Along the way, Alex struggles through a landscape transformed by more than a foot of ash. The disaster brings out the best and worst in people desperate for food, clean water, and shelter. When an escaped convict injures Alex, he searches for a sheltered place where he can wait--to heal or to die. Instead, he finds Darla. Together, they fight to achieve a nearly impossible goal: surviving the super-volcano.

posted on Apr, 7 2012 @ 08:24 AM
A great one that I read a long time ago is "Follow the River" by James Alexander Thom, and based on a true story.
Here's the blurb:

Mary Ingles was twenty-three, married, and pregnant, when Shawnee Indians invaded her peaceful Virginia settlement, killed the men and women, then took her captive. For months, she lived with them, unbroken, until she escaped, and followed a thousand mile trail to freedom--an extraordinary story of a pioneer woman who risked her life to return to her people.

Pretty harsh most of the way through, but it certainly is an eye opener to the possible difficulties one might encounter in extreme survival situations.

ETA: I loved "Z for Zachariah" too!
edit on 7-4-2012 by tjack because: (no reason given)

posted on Apr, 7 2012 @ 09:49 AM
reply to post by intrptr

Thats a good book I have read that as well. I had a good chuckle at the surfers riding the tsunami.

posted on Apr, 7 2012 @ 10:19 AM

Originally posted by proob4
reply to post by intrptr

Thats a good book I have read that as well. I had a good chuckle at the surfers riding the tsunami.

Haha, yah swatted by a skyscraper. I used to think that was bunk until I saw footage of Tsunami in Japan. You could surf those waves! (CRAZY)

Favorite part in Hammer was the guy looking down at his feet, seeing two shadows... and one was moving!

posted on Apr, 7 2012 @ 10:22 AM
reply to post by Ameilia

Lights Out by David Crawford./ aka: Half Past Fast

posted on Apr, 7 2012 @ 10:23 AM
reply to post by Ameilia

And who could forget "The Stand", by Stephen King?

posted on Apr, 7 2012 @ 10:34 AM
reply to post by bluecuddle

Ashfall was a really good book!

Excellent choice.

posted on Apr, 7 2012 @ 10:35 AM
reply to post by intrptr

Oh yea I remember that also. That to me was some brilliant writing.

posted on Apr, 7 2012 @ 10:36 AM
reply to post by Neysa

Both Alas Babylon and One Second After I also own and consider classics.

Good choice.

posted on Apr, 7 2012 @ 11:28 AM
Last of the Breed by Louis L'amoir
A Cold War story of a pilot shot down near Russia in an experimental plane. To escape he has to use the skills of his native heritage, following the route of his ancestors back to North America across Siberia and the Bering Strait while evading one of Russia's elite man trackers.
edit on 7-4-2012 by dainoyfb because: I typo'd.

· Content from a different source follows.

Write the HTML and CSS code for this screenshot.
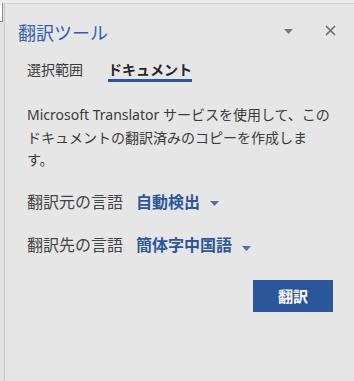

posted on Apr, 7 2012 @ 11:59 AM

Originally posted by intrptr
reply to post by Ameilia

And who could forget "The Stand", by Stephen King?

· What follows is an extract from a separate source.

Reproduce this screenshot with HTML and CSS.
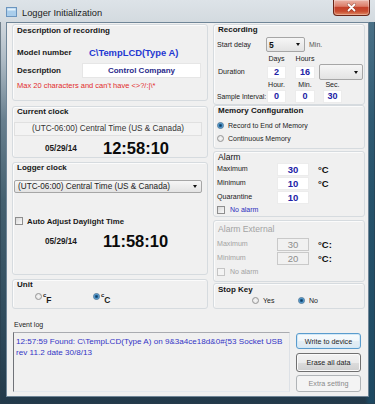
FILE: index.html
```html
<!DOCTYPE html>
<html>
<head>
<meta charset="utf-8">
<title>Logger Initialization</title>
<link rel="stylesheet" href="styles.css">
</head>
<body>
<div class="window">
  <div class="titlebar">
    <svg class="appicon" width="11" height="10" viewBox="0 0 11 10"><rect x="0.5" y="0.5" width="10" height="9" fill="#a9cdeb" stroke="#6b95bf"/><rect x="1.5" y="1.5" width="8" height="2" fill="#e3f1fb"/></svg>
    <span class="wtitle">Logger Initialization</span>
    <div class="closebtn"><svg width="11" height="9" viewBox="0 0 11 9"><path d="M2.5 1.5 L8.5 7.5 M8.5 1.5 L2.5 7.5" stroke="#5a2318" stroke-width="3" stroke-linecap="round" opacity="0.45"/><path d="M2.5 1.5 L8.5 7.5 M8.5 1.5 L2.5 7.5" stroke="#ffffff" stroke-width="1.8" stroke-linecap="round"/></svg></div>
  </div>
  <div class="client">
    <div class="top">
      <div class="col colL">
        <div class="group g-desc">
          <div class="gtitle">Description of recording</div>
          <div class="row r-model"><span class="blab w72">Model number</span><span class="model">C\TempLCD(Type A)</span></div>
          <div class="row r-descr"><span class="blab w65">Description</span><div class="descbox">Control Company</div></div>
          <div class="warn">Max 20 characters and can't have &lt;&gt;?/:|\*</div>
        </div>
        <div class="group g-clock">
          <div class="gtitle">Current clock</div>
          <div class="utc">(UTC-06:00) Central Time (US &amp; Canada)</div>
          <div class="dt"><span class="date">05/29/14</span><span class="time">12:58:10</span></div>
        </div>
        <div class="group g-logger">
          <div class="gtitle">Logger clock</div>
          <div class="select sel-wide"><span>(UTC-06:00) Central Time (US &amp; Canada)</span><span class="arrow"></span></div>
          <div class="chkrow"><span class="chk"></span><span class="chklbl">Auto Adjust Daylight Time</span></div>
          <div class="dt"><span class="date">05/29/14</span><span class="time">11:58:10</span></div>
        </div>
        <div class="group g-unit">
          <div class="gtitle">Unit</div>
          <div class="unitrow">
            <div class="uopt"><span class="radio"></span><span class="ulbl"><span class="deg">c</span><span class="unitl">F</span></span></div>
            <div class="uopt"><span class="radio on"></span><span class="ulbl"><span class="deg">c</span><span class="unitl">C</span></span></div>
          </div>
        </div>
      </div>
      <div class="col colR">
        <div class="group g-rec">
          <div class="gtitle">Recording</div>
          <div class="row r-start"><span class="lab w49">Start delay</span><div class="select sel-delay"><span class="five">5</span><span class="arrow"></span></div><span class="mins">Min.</span></div>
          <div class="row r-days"><span class="lab cell19">Days</span><span class="lab cell20 ml9">Hours</span></div>
          <div class="row r-dur"><span class="lab w50 ind1">Duration</span><div class="vbox cell19">2</div><div class="vbox cell20 ml9">16</div><div class="select dd"><span></span><span class="arrow"></span></div></div>
          <div class="row r-hr"><span class="lab cell19">Hour.</span><span class="lab cell20 ml9">Min.</span><span class="lab cell19 ml8">Sec.</span></div>
          <div class="row r-samp"><span class="lab w50 samplab">Sample Interval:</span><div class="vbox cell19">0</div><div class="vbox cell20 ml9">0</div><div class="vbox cell19 ml8">30</div></div>
        </div>
        <div class="group g-mem">
          <div class="gtitle">Memory Configuration</div>
          <div class="ropt ro1"><span class="radio on"></span><span class="rlbl">Record to End of Memory</span></div>
          <div class="ropt ro2"><span class="radio"></span><span class="rlbl">Continuous Memory</span></div>
        </div>
        <div class="group g-alarm">
          <div class="atitle">Alarm</div>
          <div class="arow"><span class="lab w60">Maximum</span><div class="vbox abox">30</div><span class="degc">°C</span></div>
          <div class="arow"><span class="lab w60">Minimum</span><div class="vbox abox">10</div><span class="degc">°C</span></div>
          <div class="arow"><span class="lab w60">Quarantine</span><div class="vbox abox">10</div></div>
          <div class="nalarm"><span class="chk"></span><span class="nal">No alarm</span></div>
        </div>
        <div class="group g-ext">
          <div class="atitle dis">Alarm External</div>
          <div class="arow ar1"><span class="lab w60 dis">Maximum</span><div class="vbox abox disbox">30</div><span class="degc">°C:</span></div>
          <div class="arow"><span class="lab w60 dis">Minimum</span><div class="vbox abox disbox">20</div><span class="degc">°C:</span></div>
          <div class="nalarm na2"><span class="chk dischk"></span><span class="nal dis">No alarm</span></div>
        </div>
        <div class="group g-stop">
          <div class="gtitle">Stop Key</div>
          <div class="stoprow">
            <div class="sopt"><span class="radio"></span><span class="rlbl">Yes</span></div>
            <div class="sopt"><span class="radio on"></span><span class="rlbl">No</span></div>
          </div>
        </div>
      </div>
    </div>
    <div class="evlabel">Event log</div>
    <div class="bottom">
      <div class="log">12:57:59 Found: C\TempLCD(Type A) on 9&amp;3a4ce18d&amp;0#{53 Socket USB<br>rev 11.2 date 30/8/13</div>
      <div class="btns">
        <div class="btn b-write">Write to device</div>
        <div class="btn b-erase">Erase all data</div>
        <div class="btn b-extra">Extra setting</div>
      </div>
    </div>
  </div>
</div>
</body>
</html>
```
FILE: styles.css
```css
* { box-sizing: border-box; }
html, body { margin: 0; padding: 0; }
body {
  font-family: "Liberation Sans", Arial, sans-serif;
  color: #1a1a1a;
  background: #2c4556;
}
.window {
  width: 375px;
  height: 404px;
  display: flex;
  flex-direction: column;
  background:
    linear-gradient(90deg, rgba(0,0,0,0) 365px, rgba(28, 78, 105, 0.75) 369px),
    linear-gradient(180deg, #dce2e7 0, #d0d7dd 24px, #aebbc5 60px, #687f8e 120px, #44606f 200px, #2f4b5c 320px, #22394a 404px);
  box-shadow: inset 0 0 0 1px rgba(40, 60, 75, 0.55);
}
.titlebar {
  height: 22px;
  flex: none;
  display: flex;
  align-items: flex-start;
  background: linear-gradient(180deg, #dde3e8, #d3dadf);
}
.appicon { margin: 7px 0 0 6px; flex: none; }
.wtitle {
  margin: 8px 0 0 5px;
  font-size: 9.3px;
  line-height: 10px;
  color: #1c1c1c;
  white-space: nowrap;
}
.closebtn {
  margin-left: auto;
  margin-right: 5px;
  width: 37px;
  height: 16px;
  border: 1px solid #6a2517;
  border-top: none;
  border-radius: 0 0 4px 4px;
  background: linear-gradient(180deg, #ebb3a6 0, #db7e6a 42%, #c4412a 50%, #c84c2f 75%, #e08a64 100%);
  box-shadow: inset 0 0 0 1px rgba(255, 255, 255, 0.3);
  display: flex;
  align-items: center;
  justify-content: center;
}
.client {
  margin: 0 6px;
  height: 375px;
  flex: none;
  background: #f0f0f0;
  border: 1px solid #6f8597;
  padding: 1px 3px 0 5px;
}
.top { display: flex; gap: 5px; }
.col { display: flex; flex-direction: column; }
.colL { width: 196px; }
.colR { width: 152px; }
.group {
  border: 1px solid #d6dbdf;
  border-radius: 3px;
  box-shadow: inset 1px 1px 0 #fbfbfb;
  padding-left: 4px;
  display: flex;
  flex-direction: column;
}
.colR .group { padding-left: 3px; }
.gtitle {
  font-weight: bold;
  font-size: 8px;
  height: 10px;
  line-height: 10px;
  white-space: nowrap;
  color: #161616;
}
.colR .gtitle { margin-left: 1px; }
.row { display: flex; align-items: center; white-space: nowrap; }

/* description */
.g-desc { height: 77px; }
.g-desc .gtitle { height: 11px; line-height: 11px; }
.r-model { margin-top: 8px; height: 16px; }
.blab { font-weight: bold; font-size: 8px; flex: none; }
.w72 { width: 72px; }
.w65 { width: 65px; }
.model { color: #1f38d2; font-weight: bold; font-size: 9.4px; }
.r-descr { margin-top: 3px; height: 15px; }
.descbox {
  width: 119px;
  height: 15px;
  background: #fff;
  border: 1px solid #e6e6e6;
  color: #2b2b8c;
  font-weight: bold;
  font-size: 8px;
  text-align: center;
  line-height: 13px;
}
.warn {
  margin-top: 3px;
  height: 10px;
  line-height: 10px;
  color: #e22b2b;
  font-size: 7.5px;
  white-space: nowrap;
}

/* clocks */
.g-clock { height: 52px; margin-top: 5px; }
.utc {
  margin: 5px 0 0 -3px;
  width: 188px;
  height: 14px;
  border: 1px solid #e0e0e0;
  background: #f3f3f3;
  font-size: 8.2px;
  line-height: 12px;
  text-align: center;
  color: #333;
  white-space: nowrap;
}
.dt {
  display: flex;
  align-items: center;
  height: 14px;
  padding-left: 28px;
  margin-top: 5px;
}
.date { width: 58px; font-weight: bold; font-size: 8.2px; color: #1a1a1a; }
.time { font-weight: bold; font-size: 16.5px; line-height: 14px; color: #0a0a0a; }
.g-logger { height: 113px; margin-top: 4px; }
.g-logger .dt { margin-top: 7px; }
.select {
  display: flex;
  align-items: center;
  justify-content: space-between;
  border: 1px solid #a6a6a6;
  border-radius: 2px;
  background: linear-gradient(180deg, #f6f6f6, #e3e3e3);
  padding: 0 4px 0 3px;
  white-space: nowrap;
}
.arrow {
  width: 0;
  height: 0;
  border-left: 2.5px solid transparent;
  border-right: 2.5px solid transparent;
  border-top: 3px solid #111;
  flex: none;
}
.sel-wide {
  margin: 7px 0 0 -3px;
  width: 188px;
  height: 13px;
  font-size: 8.2px;
  color: #222;
}
.chkrow {
  margin: 22px 0 0 -2px;
  height: 12px;
  display: flex;
  align-items: center;
}
.chk {
  width: 8px;
  height: 8px;
  border: 1px solid #8e8e8e;
  background: linear-gradient(135deg, #d8d8d8, #fafafa);
  flex: none;
}
.chklbl { margin-left: 4px; font-weight: bold; font-size: 7.8px; white-space: nowrap; }

/* unit */
.g-unit { height: 30px; margin-top: 4px; }
.unitrow { height: 12px; display: flex; align-items: center; padding-left: 18px; }
.uopt { display: flex; align-items: center; width: 58px; }
.radio {
  width: 7px;
  height: 7px;
  border-radius: 50%;
  border: 1px solid #959595;
  background: radial-gradient(circle, #f6f6f6 0, #dedede 100%);
  flex: none;
}
.radio.on {
  border-color: #4a7699;
  background: radial-gradient(circle, #153a5c 0, #1d5a8a 1.2px, #58a3da 2.2px, #cde5f6 3.5px);
}
.ulbl { margin-left: 1px; font-weight: bold; white-space: nowrap; }
.deg { font-size: 6px; vertical-align: 4px; }
.unitl { font-size: 8.5px; vertical-align: -2px; }

/* recording */
.g-rec { height: 81px; }
.lab { font-size: 7.1px; color: #222; white-space: nowrap; flex: none; }
.r-start { margin-top: 2px; height: 15px; }
.w49 { width: 49px; }
.w50 { width: 50px; }
.w60 { width: 60px; }
.ind1 { padding-left: 1px; }
.sel-delay { width: 39px; height: 15px; padding-left: 2px; }
.five { font-weight: bold; font-size: 8.5px; color: #111; }
.mins { margin-left: 4px; color: #555; font-size: 7px; }
.r-days { margin-top: 2px; height: 10px; padding-left: 50px; }
.cell19 { width: 19px; text-align: center; flex: none; }
.cell20 { width: 20px; text-align: center; flex: none; }
.ml9 { margin-left: 9px; }
.ml8 { margin-left: 8px; }
.r-dur { height: 16px; }
.vbox {
  height: 13px;
  background: #fff;
  border: 1px solid #ececec;
  color: #2222a6;
  font-weight: bold;
  font-size: 9px;
  text-align: center;
  line-height: 11px;
}
.dd { width: 44px; height: 16px; margin-left: 4px; }
.r-hr { height: 9px; padding-left: 50px; }
.r-samp { height: 14px; }
.samplab { font-size: 6.8px; }

/* memory */
.g-mem { height: 44px; }
.ropt { display: flex; align-items: center; height: 12px; }
.ro1 { margin-top: 3px; }
.ro2 { margin-top: 1px; }
.rlbl { margin-left: 4px; font-size: 7px; color: #222; white-space: nowrap; }

/* alarm */
.g-alarm { height: 66px; margin-top: 2px; }
.atitle {
  height: 10px;
  line-height: 10px;
  font-size: 8.6px;
  margin-left: 1px;
  color: #111;
  white-space: nowrap;
}
.arow { height: 14px; display: flex; align-items: center; }
.abox { width: 32px; font-size: 9.5px; }
.degc { margin-left: 9px; font-weight: bold; font-size: 9.5px; color: #111; }
.nalarm { height: 11px; display: flex; align-items: center; }
.nal { margin-left: 5px; font-size: 7px; color: #2d2dbd; }
.g-ext { height: 62px; margin-top: 3px; }
.g-ext .atitle { margin-top: 3px; }
.ar1 { margin-top: 3px; }
.na2 { margin-top: 1px; }
.dis { color: #a3a3a3; }
.disbox { color: #8d8d8d; background: #f1f1f1; border-color: #c9c9c9; font-weight: normal; }
.dischk { border-color: #c5c5c5; background: #f4f4f4; }

/* stop key */
.g-stop { height: 26px; margin-top: 1px; }
.g-stop .gtitle { height: 11px; line-height: 11px; }
.stoprow { height: 11px; display: flex; align-items: center; padding-left: 35px; }
.sopt { display: flex; align-items: center; width: 46px; }

/* bottom */
.evlabel { margin: 11px 0 0 2px; height: 10px; line-height: 10px; font-size: 7px; color: #222; }
.bottom { display: flex; margin-top: 2px; }
.log {
  margin-left: 1px;
  width: 277px;
  height: 60px;
  border-style: solid;
  border-width: 1px;
  border-color: #a9abb0 #dde1e6 #e3e8ee #6f7278;
  background: #f0f0f0;
  padding: 3px 0 0 2px;
  font-size: 8.1px;
  line-height: 11px;
  color: #3434c6;
  white-space: nowrap;
}
.btns { margin-left: 6px; width: 65px; display: flex; flex-direction: column; }
.btn {
  display: flex;
  align-items: center;
  justify-content: center;
  border-radius: 3px;
  font-size: 7.2px;
  color: #1e1e1e;
  white-space: nowrap;
}
.b-write {
  margin-top: 1px;
  height: 16px;
  border: 1px solid #5a9ccd;
  background: linear-gradient(180deg, #f7fbfd 0, #f0f6fa 50%, #e4eef5 50%, #dbe9f3 100%);
  box-shadow: inset 0 0 0 1px #d2e8f7;
}
.b-erase {
  margin-top: 4px;
  height: 19px;
  border: 1px solid #707070;
  background: linear-gradient(180deg, #f2f2f2 0, #ebebeb 50%, #dddddd 50%, #cfcfcf 100%);
  box-shadow: inset 0 0 0 1px #fafafa;
}
.b-extra {
  margin-top: 3px;
  height: 17px;
  border: 1px solid #b0b4b7;
  background: #f4f4f4;
  color: #8a8a8a;
}
```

My avatar is from The Stand. Not because of the survival aspect of the story though which I didn't think of.

The reason I chose it is in my profile comments.
edit on 7-4-2012 by dainoyfb because: I fixed the link.

posted on Apr, 7 2012 @ 12:52 PM
reply to post by dainoyfb

Ahh, I didn't realize that about your avatar until you told me. Good choice. Even in post germ torn earth, there would still be a battle between good and evil. And "Trash's" nuke saves the day...

The spookiest scene was exiting New York thru the tunnel. And meeting the devil in Vegas. King has this mind...

posted on Apr, 7 2012 @ 12:57 PM
reply to post by Ameilia

One or two more from the north woods

"To Build a Fire". A classic by Jack London. When the temperature drops below minus 75 degrees Fahr., tobacco spittle cracks in the air before it hits the ground.

And Never Cry Wolf. Although I liked the movie better.

posted on Apr, 7 2012 @ 01:28 PM
I read a book in gradeschool called "Hatchet" that wa really good. It was about a boy who was flying over some seriously remote woodland in Canada in a small plane on his way to visit a relative. The pilot has a heart attack and crashes the plane into a lake. The kid is forced to survive using only what he could scrounge from the plane and the hatchet that was given to him as a gift before he left.